I was at a book club on Sunday and we were asked when we first realized racism was a thing. One woman said her father used derogatory language, then immediately followed up with “Oh, but he wasn’t a bad person.” At my turn, I said I’d grown up in a really racist household, too. My parents were good to me, but whether or not they were good people is not a distinction I’m willing to make.
More white people need to process that. If someone is not being good to others and I value the acceptance of all people then I must go beyond acceptance and actively strive to be anti-racist. And if they’re not on that path they’re not in my good category. It’s a distinction I’ve come to realize helps me to understand. It’s one of the reasons white folks are having such a hard time. “Grandma is so good to my kids, I don’t want to think of her as a bad person!” But is grandma good to others? That’s a different question.
The end goal isn’t to think of people as good or bad. Ibram X. Kendi’s work on anti-racism helps shift white people’s focus from that binary. It’s usually not that someone is or is not a racist, but sometimes people have thoughts and actions that are racist and sometimes they have thoughts and actions that are anti-racist. I may have a thought or take an action with end results that are harmful or cause disparities and was therefore racist in that moment. It’s a spectrum or continuum, and I can reflect on that and intentionally choose anti-racist thoughts and actions.

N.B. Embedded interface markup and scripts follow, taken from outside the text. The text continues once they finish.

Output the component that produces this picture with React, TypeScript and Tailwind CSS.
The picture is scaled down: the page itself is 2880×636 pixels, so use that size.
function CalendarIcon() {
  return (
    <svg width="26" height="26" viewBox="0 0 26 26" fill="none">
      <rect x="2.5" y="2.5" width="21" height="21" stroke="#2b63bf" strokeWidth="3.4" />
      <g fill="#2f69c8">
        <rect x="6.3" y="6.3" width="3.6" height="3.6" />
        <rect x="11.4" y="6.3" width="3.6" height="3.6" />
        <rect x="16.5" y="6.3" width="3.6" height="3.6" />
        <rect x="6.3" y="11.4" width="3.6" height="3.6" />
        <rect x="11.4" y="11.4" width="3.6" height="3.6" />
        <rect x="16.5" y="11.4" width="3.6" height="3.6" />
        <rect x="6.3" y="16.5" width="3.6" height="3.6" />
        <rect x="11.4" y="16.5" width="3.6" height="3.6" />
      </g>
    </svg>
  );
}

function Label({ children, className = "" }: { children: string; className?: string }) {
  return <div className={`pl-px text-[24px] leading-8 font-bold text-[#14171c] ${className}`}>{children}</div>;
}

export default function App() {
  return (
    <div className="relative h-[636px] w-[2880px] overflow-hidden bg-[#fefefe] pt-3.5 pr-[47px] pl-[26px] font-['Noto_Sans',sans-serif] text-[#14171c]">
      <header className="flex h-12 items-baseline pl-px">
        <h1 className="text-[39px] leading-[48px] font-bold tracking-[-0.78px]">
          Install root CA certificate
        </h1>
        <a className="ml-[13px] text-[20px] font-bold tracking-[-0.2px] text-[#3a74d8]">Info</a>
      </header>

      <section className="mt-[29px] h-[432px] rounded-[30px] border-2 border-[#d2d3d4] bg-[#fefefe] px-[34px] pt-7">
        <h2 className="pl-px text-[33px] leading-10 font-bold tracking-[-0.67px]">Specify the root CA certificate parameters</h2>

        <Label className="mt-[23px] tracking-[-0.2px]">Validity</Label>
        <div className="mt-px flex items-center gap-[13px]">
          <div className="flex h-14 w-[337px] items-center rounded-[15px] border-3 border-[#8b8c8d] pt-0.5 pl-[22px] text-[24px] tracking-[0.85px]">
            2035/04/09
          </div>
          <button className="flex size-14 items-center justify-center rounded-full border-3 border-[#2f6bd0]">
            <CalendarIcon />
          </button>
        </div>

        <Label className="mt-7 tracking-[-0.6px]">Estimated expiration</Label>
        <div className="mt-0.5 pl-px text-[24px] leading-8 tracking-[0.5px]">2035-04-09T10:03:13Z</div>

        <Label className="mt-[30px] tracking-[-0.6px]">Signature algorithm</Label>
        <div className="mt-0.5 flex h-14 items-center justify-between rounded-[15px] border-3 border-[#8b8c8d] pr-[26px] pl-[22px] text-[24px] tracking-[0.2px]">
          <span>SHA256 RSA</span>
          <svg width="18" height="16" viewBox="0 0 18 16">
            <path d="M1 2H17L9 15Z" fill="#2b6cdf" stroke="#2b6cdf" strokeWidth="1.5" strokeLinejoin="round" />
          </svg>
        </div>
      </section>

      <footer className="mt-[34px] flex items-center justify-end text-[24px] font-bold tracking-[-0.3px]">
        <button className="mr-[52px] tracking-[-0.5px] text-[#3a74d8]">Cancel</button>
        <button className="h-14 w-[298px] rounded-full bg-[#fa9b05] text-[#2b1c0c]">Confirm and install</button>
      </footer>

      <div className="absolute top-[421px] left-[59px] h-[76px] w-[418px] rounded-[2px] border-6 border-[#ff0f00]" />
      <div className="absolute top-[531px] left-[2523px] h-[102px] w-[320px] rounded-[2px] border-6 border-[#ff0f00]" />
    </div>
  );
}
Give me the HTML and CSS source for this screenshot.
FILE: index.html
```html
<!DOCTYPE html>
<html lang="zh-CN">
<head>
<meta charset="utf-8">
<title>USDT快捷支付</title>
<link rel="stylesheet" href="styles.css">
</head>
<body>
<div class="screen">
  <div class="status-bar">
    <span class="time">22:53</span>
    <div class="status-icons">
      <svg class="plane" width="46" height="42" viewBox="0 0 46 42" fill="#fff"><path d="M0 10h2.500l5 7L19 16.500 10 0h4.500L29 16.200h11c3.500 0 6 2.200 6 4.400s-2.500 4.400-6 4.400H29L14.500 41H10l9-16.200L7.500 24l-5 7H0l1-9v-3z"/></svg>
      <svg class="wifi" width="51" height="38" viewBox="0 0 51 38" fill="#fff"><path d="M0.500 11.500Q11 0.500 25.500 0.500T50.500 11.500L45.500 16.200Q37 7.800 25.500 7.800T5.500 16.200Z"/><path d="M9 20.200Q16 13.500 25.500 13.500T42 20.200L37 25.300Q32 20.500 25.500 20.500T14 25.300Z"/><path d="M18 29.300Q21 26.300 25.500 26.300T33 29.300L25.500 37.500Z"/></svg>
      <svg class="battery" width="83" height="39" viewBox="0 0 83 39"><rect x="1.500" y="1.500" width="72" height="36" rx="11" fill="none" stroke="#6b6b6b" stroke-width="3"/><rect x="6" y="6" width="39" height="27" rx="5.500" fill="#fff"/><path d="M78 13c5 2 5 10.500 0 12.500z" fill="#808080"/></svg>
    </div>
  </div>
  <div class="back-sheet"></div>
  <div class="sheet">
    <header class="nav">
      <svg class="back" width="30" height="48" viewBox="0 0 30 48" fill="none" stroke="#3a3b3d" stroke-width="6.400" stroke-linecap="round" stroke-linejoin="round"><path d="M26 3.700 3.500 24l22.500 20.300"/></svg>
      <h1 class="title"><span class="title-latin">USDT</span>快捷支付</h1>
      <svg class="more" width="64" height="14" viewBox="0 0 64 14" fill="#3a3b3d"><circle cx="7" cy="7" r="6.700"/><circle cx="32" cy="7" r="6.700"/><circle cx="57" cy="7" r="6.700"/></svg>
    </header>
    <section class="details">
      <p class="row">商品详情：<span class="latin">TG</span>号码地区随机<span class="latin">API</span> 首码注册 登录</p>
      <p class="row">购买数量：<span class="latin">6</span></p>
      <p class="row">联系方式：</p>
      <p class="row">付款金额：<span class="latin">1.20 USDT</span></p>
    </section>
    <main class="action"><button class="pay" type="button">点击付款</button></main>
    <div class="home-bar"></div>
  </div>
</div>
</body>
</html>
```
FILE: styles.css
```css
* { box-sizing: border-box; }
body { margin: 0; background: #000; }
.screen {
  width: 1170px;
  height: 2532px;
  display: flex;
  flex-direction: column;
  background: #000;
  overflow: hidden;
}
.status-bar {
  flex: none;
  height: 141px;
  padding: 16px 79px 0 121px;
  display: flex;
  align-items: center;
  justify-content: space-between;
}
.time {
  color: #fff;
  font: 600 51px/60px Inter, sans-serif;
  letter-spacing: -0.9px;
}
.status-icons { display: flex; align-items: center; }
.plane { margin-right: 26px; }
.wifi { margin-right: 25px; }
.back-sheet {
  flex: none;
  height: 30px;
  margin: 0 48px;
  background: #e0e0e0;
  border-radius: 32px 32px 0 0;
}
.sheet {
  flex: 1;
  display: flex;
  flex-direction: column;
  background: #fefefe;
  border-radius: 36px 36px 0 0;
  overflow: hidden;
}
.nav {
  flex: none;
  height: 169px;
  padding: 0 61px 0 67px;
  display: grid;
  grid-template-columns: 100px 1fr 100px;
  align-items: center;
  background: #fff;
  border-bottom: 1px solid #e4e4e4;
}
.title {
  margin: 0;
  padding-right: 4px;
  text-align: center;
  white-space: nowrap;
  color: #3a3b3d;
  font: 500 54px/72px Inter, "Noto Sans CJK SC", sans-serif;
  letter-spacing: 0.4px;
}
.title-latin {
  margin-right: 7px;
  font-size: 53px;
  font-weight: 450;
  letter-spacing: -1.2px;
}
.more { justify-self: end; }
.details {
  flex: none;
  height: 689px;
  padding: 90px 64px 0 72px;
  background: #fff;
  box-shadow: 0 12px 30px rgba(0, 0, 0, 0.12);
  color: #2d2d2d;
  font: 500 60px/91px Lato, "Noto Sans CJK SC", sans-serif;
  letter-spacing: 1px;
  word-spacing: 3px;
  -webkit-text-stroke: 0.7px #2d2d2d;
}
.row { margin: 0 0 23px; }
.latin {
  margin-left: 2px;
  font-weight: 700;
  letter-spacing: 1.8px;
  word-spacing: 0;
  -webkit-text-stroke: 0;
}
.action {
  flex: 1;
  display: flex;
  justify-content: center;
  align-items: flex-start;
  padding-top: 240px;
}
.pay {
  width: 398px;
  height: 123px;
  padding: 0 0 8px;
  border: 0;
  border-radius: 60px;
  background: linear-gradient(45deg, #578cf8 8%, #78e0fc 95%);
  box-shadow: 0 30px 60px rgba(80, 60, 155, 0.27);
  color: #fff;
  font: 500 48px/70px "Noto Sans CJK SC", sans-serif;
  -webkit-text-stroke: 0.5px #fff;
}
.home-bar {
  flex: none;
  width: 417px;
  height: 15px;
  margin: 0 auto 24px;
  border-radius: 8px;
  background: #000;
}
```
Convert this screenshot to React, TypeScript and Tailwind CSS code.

I challenged my mom to stop saying the N-word when I was in college. I don’t remember doing this, but shortly after Trump was elected we had a conversation about race. We argued about a lot of things in my 20s. But mom wanted me to know she had changed her behavior. I hadn’t noticed, because you don’t tend to notice what people aren’t saying. She explained that she’d gotten angry when I called her out on it back then, but was now grateful that I had.
That doesn’t mean my mom is now an anti-racist! But I use that story to encourage people to keep doing the work. And she thinks Trump is a lunatic.
For her to stand up and say he’s unfit to be president is a big deal; she lives in Trumpville. Baby steps. It can happen.